Persistence Leads To Excellence


“Writing is one of the few professions in which you can psychoanalyze yourself, get rid of hostilities and frustrations in public, and get paid for it.” – Octavia Butler

Born on this date in 1947, Butler was a multiple recipient of both the Hugo and Nebula awards for her science fiction writing.  And in 1995 she became the first science fiction writer to receive a MacArthur foundation award.

The daughter of a housemaid and shoeshine man, she also was one of the first – if not the first – African-American SciFi writers and definitely the first female African-American in the field.  A shy child who avoided socializing whenever possible, she immersed herself in reading and got hooked on fairy tales and horse stories before gravitating to popular SciFi magazines such as Amazing Stories.  “No one was going to stop me from writing and no one had to really guide me towards science fiction,” she said.  “It was natural, really, that I would take that interest.”
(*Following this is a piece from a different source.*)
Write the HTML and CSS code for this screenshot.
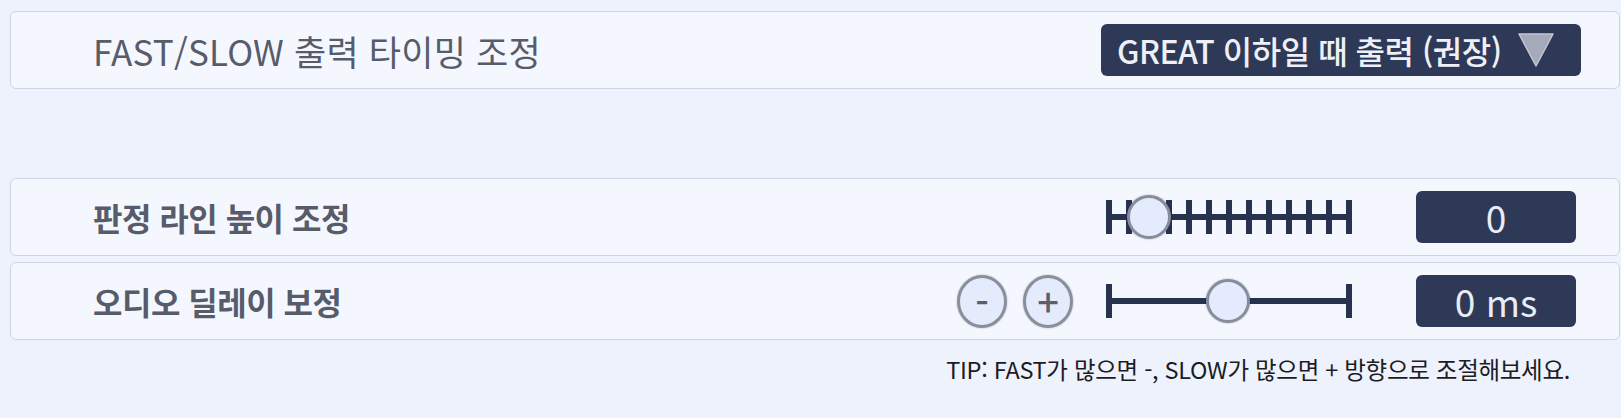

By age 12 she was formulating ideas for stories that would work themselves into a series that in the 1970s became known as her Patternist tales:  Patternmaster, Mind of My Mind, and Survivor.  They were followed by a string of successful short stories and novellas before she cemented her place in writing history with the two-book series Parable of the Sower and Parable of the Talents, earning the prestigious MacArthur in the process.         
                                “You don't start out writing good stuff,” Butler said shortly before her early death from a stroke (at age 58). “You start out writing crap and thinking it's good stuff, and then gradually you get better at it. That's why I say one of the most valuable traits for any writer is persistence.”